**Supplied records**
"""

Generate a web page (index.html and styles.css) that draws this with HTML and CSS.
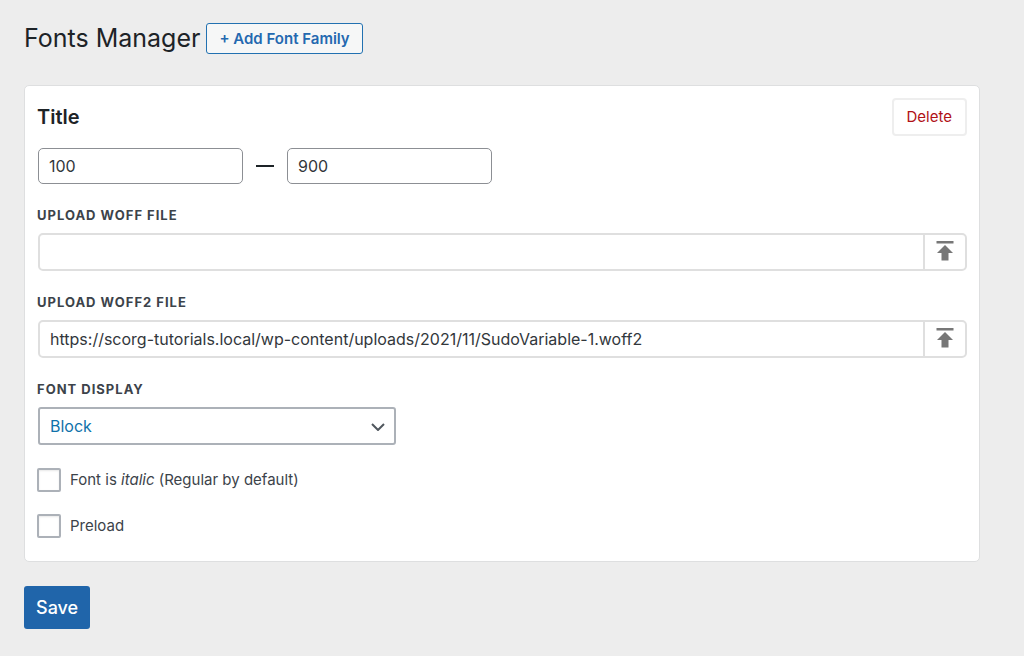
FILE: index.html
```html
<!DOCTYPE html>
<html lang="en">
<head>
<meta charset="utf-8">
<meta name="viewport" content="width=device-width, initial-scale=1">
<title>Fonts Manager</title>
<link rel="stylesheet" href="styles.css">
</head>
<body>
<main class="page">
  <header class="page-header">
    <h1 class="page-title">Fonts Manager</h1>
    <button type="button" class="add-button">+ Add Font Family</button>
  </header>
  <form class="form">
    <section class="card">
      <div class="card-header">
        <h2 class="card-title">Title</h2>
        <button type="button" class="delete-button">Delete</button>
      </div>
      <div class="weights">
        <input class="weight-input" type="text" value="100" aria-label="Minimum weight">
        <span class="dash"></span>
        <input class="weight-input" type="text" value="900" aria-label="Maximum weight">
      </div>
      <div class="field">
        <label class="field-label" for="woff">Upload WOFF File</label>
        <div class="upload">
          <input class="upload-input" id="woff" type="text">
          <button type="button" class="upload-button" aria-label="Choose WOFF file">
            <svg class="upload-icon" viewBox="0 0 18 20" aria-hidden="true"><path d="M.5 0h17v2.500H.5zM9 4 17 12H12.500v7.500H5.500V12H1z"/></svg>
          </button>
        </div>
      </div>
      <div class="field">
        <label class="field-label" for="woff2">Upload WOFF2 File</label>
        <div class="upload">
          <input class="upload-input" id="woff2" type="text" value="https://scorg-tutorials.local/wp-content/uploads/2021/11/SudoVariable-1.woff2">
          <button type="button" class="upload-button" aria-label="Choose WOFF2 file">
            <svg class="upload-icon" viewBox="0 0 18 20" aria-hidden="true"><path d="M.5 0h17v2.500H.5zM9 4 17 12H12.500v7.500H5.500V12H1z"/></svg>
          </button>
        </div>
      </div>
      <div class="field">
        <label class="field-label" for="display">Font Display</label>
        <div class="select-wrap">
          <select class="select" id="display"><option>Block</option></select>
          <svg class="chevron" viewBox="0 0 14 8" aria-hidden="true"><path d="M1 1l6 6 6-6"/></svg>
        </div>
      </div>
      <div class="checks">
        <label class="check"><input class="checkbox" type="checkbox"><span>Font is <em>italic</em> (Regular by default)</span></label>
        <label class="check"><input class="checkbox" type="checkbox"><span>Preload</span></label>
      </div>
    </section>
    <button type="button" class="save-button">Save</button>
  </form>
</main>
</body>
</html>
```
FILE: styles.css
```css
* {
  box-sizing: border-box;
}

body {
  margin: 0;
  background: #ededed;
  color: #1d2327;
  font-family: Inter, "Liberation Sans", sans-serif;
  font-size: 16px;
  line-height: 20px;
}

button,
input,
select {
  margin: 0;
  font: inherit;
}

.page {
  padding: 23px 44px 24px 24px;
}

.page-header {
  display: flex;
  align-items: center;
  gap: 6px;
  margin-bottom: 31px;
}

.page-title {
  margin: 0;
  font-size: 25px;
  font-weight: 400;
  line-height: 31px;
}

.add-button {
  height: 31px;
  padding: 0 12px;
  border: 1px solid #2271b1;
  border-radius: 3px;
  background: #f6f7f7;
  color: #2469b0;
  font-size: 15px;
  font-weight: 600;
}

.form {
  display: flex;
  flex-direction: column;
  align-items: flex-start;
  gap: 24px;
}

.card {
  align-self: stretch;
  padding: 12px 12px 23px;
  border: 1px solid #dedfe0;
  border-radius: 5px;
  background: #fff;
}

.card-header {
  display: flex;
  align-items: center;
  justify-content: space-between;
  margin-bottom: 12px;
}

.card-title {
  margin: 0;
  font-size: 20px;
  font-weight: 600;
}

.delete-button {
  height: 38px;
  padding: 0 13px;
  border: 2px solid #eeeeee;
  border-radius: 4px;
  background: #fff;
  color: #b01116;
  font-size: 15px;
}

.weights {
  display: flex;
  align-items: center;
  gap: 13px;
  margin: 0 0 21px 1px;
}

.weight-input {
  width: 205px;
  height: 36px;
  padding: 0 10px;
  border: 1px solid #8c8f94;
  border-radius: 5px;
  background: #fff;
  color: #32373c;
}

.dash {
  width: 18px;
  height: 2px;
  background: #1d2327;
}

.field {
  margin-bottom: 21px;
}

.field-label {
  display: block;
  margin-bottom: 8px;
  color: #3c434a;
  font-size: 13px;
  font-weight: 700;
  letter-spacing: 1px;
  line-height: 20px;
  text-transform: uppercase;
}

.upload {
  display: flex;
  height: 38px;
  margin-left: 1px;
  border: 2px solid #dfdfdf;
  border-radius: 5px;
}

.upload-input {
  flex: 1;
  min-width: 0;
  padding: 0 10px;
  border: 0;
  background: none;
  color: #32373c;
}

.upload-button {
  display: flex;
  justify-content: center;
  width: 42px;
  padding: 6px 0 0;
  border: 0;
  border-left: 2px solid #dfdfdf;
  background: none;
}

.upload-icon {
  width: 18px;
  height: 20px;
  fill: #777;
}

.select-wrap {
  position: relative;
  max-width: 358px;
  margin-left: 1px;
}

.select {
  display: block;
  width: 100%;
  height: 38px;
  padding: 0 10px;
  border: 2px solid #acb1b8;
  border-radius: 3px;
  background: #fff;
  color: #0f72aa;
  appearance: none;
}

.chevron {
  position: absolute;
  top: 16px;
  right: 11px;
  width: 14px;
  height: 8px;
  fill: none;
  stroke: #50575e;
  stroke-width: 2;
  pointer-events: none;
}

.checks {
  display: flex;
  flex-direction: column;
  align-items: flex-start;
  gap: 22px;
  padding-top: 2px;
}

.check {
  display: flex;
  align-items: center;
  gap: 9px;
  color: #3c434a;
  font-size: 15px;
}

.checkbox {
  width: 24px;
  height: 24px;
  border: 2px solid #acb1b8;
  border-radius: 2px;
  background: #fff;
  box-shadow: inset 0 1px 2px #e8e8e8;
  appearance: none;
}

.save-button {
  height: 43px;
  padding: 0 12px;
  border: 0;
  border-radius: 3px;
  background: #2065aa;
  color: #fff;
  font-size: 18px;
  font-weight: 500;
}
```
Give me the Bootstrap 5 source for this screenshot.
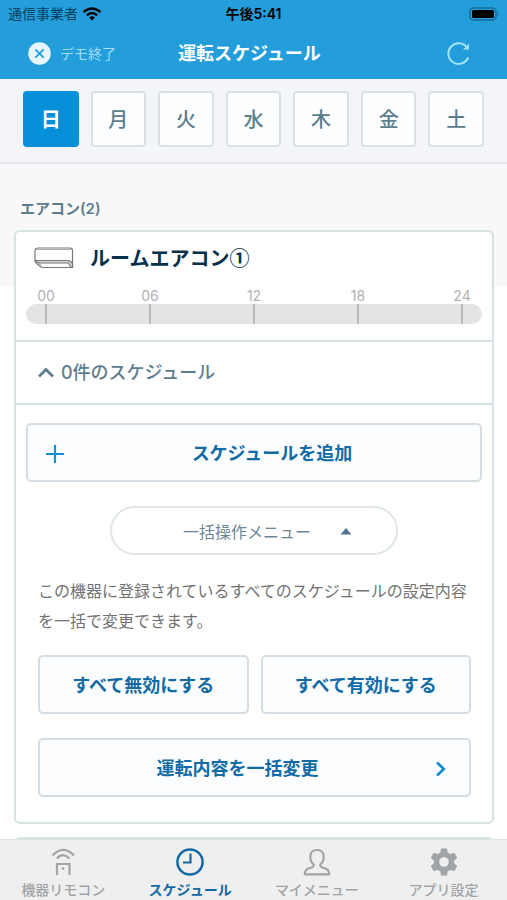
<!DOCTYPE html>
<html lang="ja">
<head>
<meta charset="utf-8">
<meta name="viewport" content="width=device-width, initial-scale=1">
<title>運転スケジュール</title>
<link href="https://cdn.jsdelivr.net/npm/bootstrap@5.3.0/dist/css/bootstrap.min.css" rel="stylesheet">
<style>
:root{--sky:#239edb;--deep:#126ba5;--slate:#5e7d8c;--edge:#d6e2e3}
body{font-family:Inter,"Noto Sans CJK JP",sans-serif;font-size:16px;background:#fff}
svg{display:block;flex:none}
.fs14{font-size:14px}.fs15{font-size:15px}.fs16{font-size:16px}.fs18{font-size:18px}.fs20{font-size:20px}
.w5{font-weight:500}.w6{font-weight:600}.w7{font-weight:700}
.app-head{background:var(--sky)}
.status-row{height:28px;color:#08405f;line-height:20px;padding:0 8px}
.status-row>*,.title-row>*{flex:1 1 0}
.title-row{height:51px;color:#fff;padding:0 36px 0 28px}
.title-row h1{flex:none;margin:0}
.demo-exit{color:#9fdcf8;gap:9px;line-height:20px}
.day-strip{background:#f3f5f9;border-bottom:2px solid #e3e6ed;padding:12px 23px 15px}
.day-grid{display:grid;grid-template-columns:repeat(7,1fr);gap:12px}
.day{height:56px;background:#fcfeff;border:2px solid #dae1e4;border-radius:4px;color:var(--slate);padding:2px 0 0}
.day.on{background:#0790da;border-color:#0790da;color:#fff}
.scroller{scrollbar-width:none;background:linear-gradient(#f8f8f9 0 122px,#fff 122px);padding:32px 13px 0 14px}
.scroller::-webkit-scrollbar{display:none}
.group-label{color:var(--slate);line-height:24px;margin:0 6px;padding:1px 0 9px}
.unit{background:#fff;border:2px solid var(--edge);border-radius:6px}
.unit + .unit{margin-top:13px}
.unit-head{padding:12px 10px 16px;border-bottom:2px solid var(--edge)}
.unit-title{color:#07304d;gap:16px;line-height:28px;padding-left:8px;margin-bottom:16px;font-family:"Noto Sans CJK JP",sans-serif}
.hours{color:#b2b2b4}
.hour{width:40px;line-height:16px}
.bar{height:20px;background:#e4e4e6}
.tick{width:2px;margin:0 19px;background:#bcbcbf}
.fold{height:63px;border:0;border-bottom:2px solid var(--edge);background:#fff;color:var(--slate);padding:0 22px;gap:7px}
.unit-body{padding:18px 10px 25px}
.plate{height:59px;background:#fbfdff;border:2px solid #d5dde2;border-radius:5px;color:var(--deep);padding:2px 0 0}
.plate.add{padding-left:18px}
.plate.bulk{padding-right:22px}
.pill{width:288px;height:49px;border:2px solid #e0e7e8;background:#fff;color:#6b8796;padding:2px 0 0 71px;gap:29px;margin:24px auto 20px}
.bulk-area{padding:0 11px 0 12px}
.bulk-area p{color:#727272;line-height:30px;margin:0;padding:1px 0 19px}
.pair{gap:12px}
.tabs{background:#efefef;border-top:1px solid #dbe3e3;height:61px}
.tab-link{color:#a2a5a7;text-decoration:none;line-height:20px;padding-top:8px;gap:4px}
.tab-link.on{color:var(--deep)}
</style>
<script src="https://cdn.jsdelivr.net/npm/bootstrap@5.3.0/dist/js/bootstrap.bundle.min.js"></script>
</head>
<body>
<div class="d-flex flex-column vh-100">
  <header class="app-head">
    <div class="status-row d-flex align-items-center fs14">
      <div class="d-flex align-items-center gap-1"><span>通信事業者</span>
        <svg width="20" height="14" viewBox="0 0 20 14" fill="none" stroke="#000" stroke-width="2.5"><path d="M1.500 5Q10-2 18.500 5M4.800 8.300Q10 3.800 15.200 8.300"/><path d="M10 13.500L7 10.500Q10 7.800 13 10.500Z" fill="#000" stroke="none"/></svg></div>
      <div class="text-center text-black w6">午後5:41</div>
      <div class="d-flex justify-content-end"><svg width="30" height="15" viewBox="0 0 30 15"><rect x="1" y="1" width="26" height="12" rx="3.500" fill="none" stroke="#176d98" stroke-width="1.500"/><rect x="3" y="3" width="22" height="8" rx="1.500"/><path d="M28.500 5Q30.500 7 28.500 9Z" fill="#176d98"/></svg></div>
    </div>
    <div class="title-row d-flex align-items-center">
      <div class="d-flex"><button type="button" class="demo-exit btn border-0 p-0 d-flex align-items-center fs14">
        <svg width="23" height="23" viewBox="0 0 23 23"><circle cx="11.500" cy="11.500" r="11.200" fill="#e8f7ff"/><path d="M7.300 7.300L15.700 15.700M15.700 7.300L7.300 15.700" stroke="#239edb" stroke-width="1.800"/></svg><span>デモ終了</span></button></div>
      <h1 class="fs18 w7">運転スケジュール</h1>
      <div class="d-flex justify-content-end"><button type="button" class="btn border-0 p-0" aria-label="更新"><svg width="25" height="25" viewBox="0 0 25 25" fill="none" stroke="#a5e1fb" stroke-width="2"><path d="M22.200 16.500A10.300 10.300 0 1 1 21 6.500"/><path d="M23 2.800V8.600H17Z" fill="#a5e1fb" stroke="none"/></svg></button></div>
    </div>
  </header>
  <nav class="day-strip" aria-label="曜日">
    <div class="day-grid">
      <button type="button" class="day on fs20 w7">日</button><button type="button" class="day fs20 w5">月</button><button type="button" class="day fs20 w5">火</button><button type="button" class="day fs20 w5">水</button><button type="button" class="day fs20 w5">木</button><button type="button" class="day fs20 w5">金</button><button type="button" class="day fs20 w5">土</button>
    </div>
  </nav>
  <main class="scroller flex-grow-1 overflow-auto">
    <h2 class="group-label fs15 w6">エアコン(2)</h2>
    <section class="unit">
      <div class="unit-head">
        <h3 class="unit-title d-flex align-items-center fs20 w7">
          <svg width="40" height="22" viewBox="0 0 40 22" fill="#fff" stroke="#77797b" stroke-width="1.200"><path d="M4 1H36Q38.500 1 38.500 3.500V20.500H7.500L2 16Q1 15 1 13V4Q1 1 4 1Z"/><path d="M1.500 13.500H34Q37 13.500 38.500 16.500V20.500H37L34.500 16H4.500L2 14Z" fill="#d4d5d6"/><path d="M5 16L8 20.500M2.500 2.500H37" fill="none" stroke="#a8aaac"/></svg>
          <span>ルームエアコン①</span></h3>
        <div class="hours d-flex justify-content-between text-center fs14">
          <div class="hour">00</div><div class="hour">06</div><div class="hour">12</div><div class="hour">18</div><div class="hour">24</div>
        </div>
        <div class="bar rounded-pill d-flex justify-content-between">
          <div class="tick"></div><div class="tick"></div><div class="tick"></div><div class="tick"></div><div class="tick"></div>
        </div>
      </div>
      <button type="button" class="fold w-100 d-flex align-items-center fs18 w5" aria-expanded="true">
        <svg width="16" height="12" viewBox="0 0 16 12" fill="none" stroke="currentColor" stroke-width="2.800"><path d="M1 9.500L8 2.500L15 9.500"/></svg><span>0件のスケジュール</span></button>
      <div class="unit-body">
        <button type="button" class="plate add w-100 d-flex align-items-center fs18 w7">
          <svg width="18" height="18" viewBox="0 0 18 18" stroke="#0b91d8" stroke-width="2.200"><path d="M9 0V18M0 9H18"/></svg><span class="flex-fill">スケジュールを追加</span></button>
        <button type="button" class="pill rounded-pill d-flex align-items-center fs16" aria-expanded="true"><span>一括操作メニュー</span>
          <svg width="12" height="7" viewBox="0 0 12 7"><path d="M6 0L11.500 6.500H.5Z" fill="#527490"/></svg></button>
        <div class="bulk-area">
          <p class="fs16">この機器に登録されているすべてのスケジュールの設定内容を一括で変更できます。</p>
          <div class="pair d-flex mb-4">
            <button type="button" class="plate flex-fill fs18 w7">すべて無効にする</button>
            <button type="button" class="plate flex-fill fs18 w7">すべて有効にする</button>
          </div>
          <button type="button" class="plate bulk w-100 d-flex align-items-center fs18 w7"><span class="flex-fill">運転内容を一括変更</span>
            <svg width="12" height="16" viewBox="0 0 12 16" fill="none" stroke="#168fd2" stroke-width="2.700"><path d="M2 1.500L8.800 8L2 14.500"/></svg></button>
        </div>
      </div>
    </section>
    <section class="unit">
      <div class="unit-head"><div class="unit-title"></div></div>
    </section>
  </main>
  <nav class="tabs row row-cols-4 g-0 flex-shrink-0" aria-label="メイン">
    <a href="#" class="tab-link col d-flex flex-column align-items-center fs14 w5">
      <svg width="28" height="28" viewBox="0 0 28 28" fill="none" stroke="currentColor" stroke-width="2.200"><path d="M3.500 7.500Q14-3.800 25 7.500M7.800 10.500Q14 3.800 20.500 10.500M8 27V16H20.500V27"/><path d="M12.800 19.300H15.200V21.800H12.800Z" fill="currentColor" stroke="none"/></svg>機器リモコン</a>
    <a href="#" class="tab-link on col d-flex flex-column align-items-center fs14 w7">
      <svg width="28" height="28" viewBox="0 0 28 28" fill="none" stroke="currentColor" stroke-width="2.500"><circle cx="14" cy="14" r="12.600"/><path d="M14.500 5.500V14.500H7" stroke-width="2.200"/></svg>スケジュール</a>
    <a href="#" class="tab-link col d-flex flex-column align-items-center fs14 w5">
      <svg width="28" height="28" viewBox="0 0 28 28" fill="none" stroke="currentColor" stroke-width="2.200" stroke-linejoin="round"><path d="M14 2C9.800 2 7.300 4.500 7.300 8.500C7.300 12 8.200 14.500 10.700 16.500C11.500 19 9 19.500 5.500 20.500C2.500 21.500 1.800 23 1.800 26.300H26.200C26.200 23 25.500 21.500 22.500 20.500C19 19.500 16.500 19 17.300 16.500C19.800 14.500 20.700 12 20.700 8.500C20.700 4.500 18.200 2 14 2Z"/></svg>マイメニュー</a>
    <a href="#" class="tab-link col d-flex flex-column align-items-center fs14 w5">
      <svg width="28" height="28" viewBox="0 0 28 28" fill="currentColor"><path fill-rule="evenodd" d="M11 .5H17L17.700 4.500L20.500 6.100L24.300 4.700L27.300 9.900L24.200 12.400V15.600L27.300 18.100L24.300 23.300L20.500 21.900L17.700 23.500L17 27.500H11L10.300 23.500L7.500 21.900L3.700 23.300L.7 18.100L3.800 15.600V12.400L.7 9.900L3.700 4.700L7.500 6.100L10.300 4.500ZM14 9.200A4.800 4.800 0 1 0 14 18.800A4.800 4.800 0 1 0 14 9.200Z"/></svg>アプリ設定</a>
  </nav>
</div>
</body>
</html>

"""

From the listing above, copy all lines holding the word "index".

**Finished task**
Generate a web page (index.html and styles.css) that draws this with HTML and CSS.
FILE: index.html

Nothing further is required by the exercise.